Demand for loans at the nation's major banks turned down sharply in recent weeks after growing substantially in the first three months of the year and probably won't grow at all for the rest of 1980 because of the recession, top officials of Continental Illinois National Bank said today.
"Our loan demand peaked in the week of March 26," according to George R. Baker, executive vice president of the largest seventh largest bank. That was less than two weeks after President Carter announced a new anti-inflation program with sharp constraints on the extension of credit to businesses and consumers.
Part of the president's program included a ceiling of between 6 percent and 9 percent on the growth of bank loans in 1980. "In mid-March that may have looked troublesome. Now it doesn't look like a problem," said Baker.
He said that because of falling loan demand on the part of both businesses and consumers, interest rates should continue to decline.
The prime rate, which was cut to 16 percent Monday, should be down to 12 percent or 13 percent by the end of the year, he said. Less than five weeks ago, the prime rate was a record 20 percent.
Richard S. Peterson, the bank's chief economist, said that the recession has spread from the housing and automobile industries, to nearly every sector of the economy.
The Commerce Department today revised downward its estimate of economic growth during the first three months of 1980. The department said that gross national product -- the value of goods and services produced by Americans, grew at an annual rate of only 0.6 percent during the first quarter, well below its preliminary estimate of 1.1 percent.
Peterson said that output will decline at an annual rate of about 5 percent during the current quarter and at a somewhat slower rate for the rest of the year, with a recovery beginnig in early 1981.
He said the recession won't be as bad as the one in 1974 and 1975 because businesses don't have the huge excess inventories they had during the mid-1970s slowdown.

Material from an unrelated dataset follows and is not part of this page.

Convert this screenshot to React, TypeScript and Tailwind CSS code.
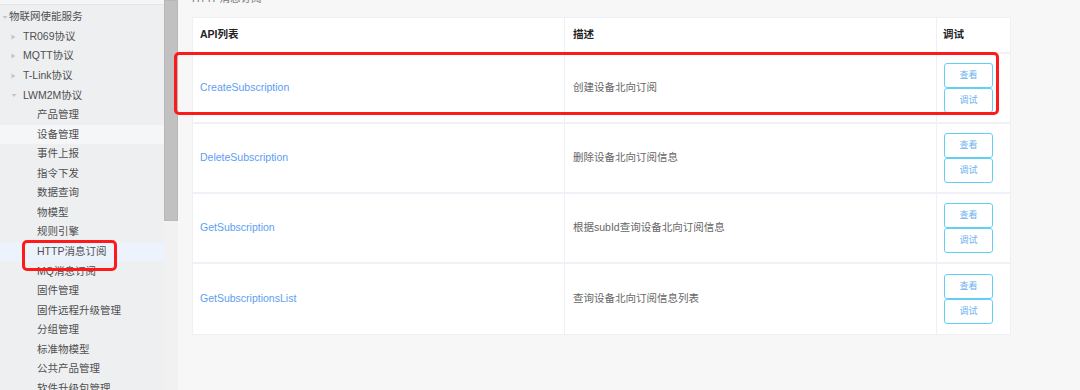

By the time the recession ends, the real output of the United States will have fallen about 2.5 percent he said. During the 1974-75 recession, output declined 5.7 percent, the biggest economic slump since the Great Depression.
By the end of March, the value of loans outstanding at Continental and most other major banks was about 6 percent to 7 percent higher than at the end of 1979, Baker said.Since then, because of the slumping economy, loans have fallen so fast that today Continental's loans are at about the same levels they were on Dec. 31. Baker said he doesn't expect loan levels to be any higher at the end of the year than they are today.
"This is true of most major banks around the country," he added.
Although many businesses sharply boosted their lines of credit with banks in anticipation of the March 4 credit restraint program, most of those limes "likely will not be used," Baker said.
Because of the decline in loan demand and interest rates, the Federal Reserve has begun to dismantle some of the credit restraints put in place on March 14.
Baker said that demand for loans probably had peaked by the time the Fed program went into effect, although the program had a psychological impact that "choked off even further" credit demands. If the central bank were to remove the entire program today, it "won't make any difference," Baker said.
In the international arena, the biggest problem areas appear to be Brazil and South Korea, Baker said.